As for trucks, when the grain embargo was introduced, many truck companies switched to non-grain cargoes. When exports renewed, they increased transportation fees. Traders complain that in some cases the fees increased by 30% to 50% compared with fees in the summer of 2010.
The cost of shipping grain from Siberia to European ports is the major constraint for increasing exports of Siberian grain. Siberian provinces produce approximately 18 million tonnes of grain on average, but domestic consumption of grain in these provinces varies from 11 to 12 million tonnes. The annual grain surplus may amount to 6 million tonnes in certain years, but due to the high cost of transportation, it is very expensive to ship this grain to export points.
According to analysts, the delivery of Siberian grain to export terminals varies from 1,500 rubles ($50 [1]) to 2,000 rubles ($67) per tonne. For comparison, transportation of grain from the Southern European Russia and even from the Volga Valley to the export terminals usually does not exceed 500 rubles ($17) per tonne. Also, the returns from grain production in Siberia are lower than in Southern European Russia, as input costs are higher and yields are significantly lower.


Although quality is typically higher as spring wheat is produced in Siberia, the price premiums for high baking quality of Siberian grain have been very small. FAS noted that this year there is a large grain crop in Siberia, and grain farmers complain that they do not have enough storage capacity to store all grain because Siberian elevators still store intervention grain.

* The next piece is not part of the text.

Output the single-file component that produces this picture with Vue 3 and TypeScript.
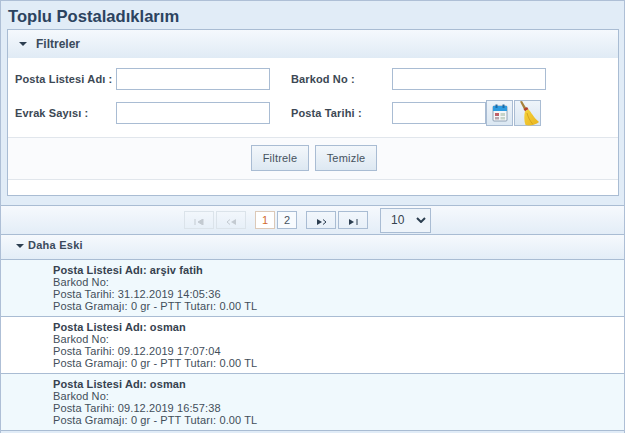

Distances from ports and this shortage of storage have dampened domestic prices in Siberia, but even with these lower prices, exports of Siberian grain have not been feasible, although this may change with new railroad tariff decisions.





Veteran Contributor
Posts: 100
Registered: ‎05-13-2010

Re: Discounting Brazil as a Corn Threat to the US


Faust, I have two things I have learned about trading South America. It is a good way to go broke and the second is the first  liar never had a chance.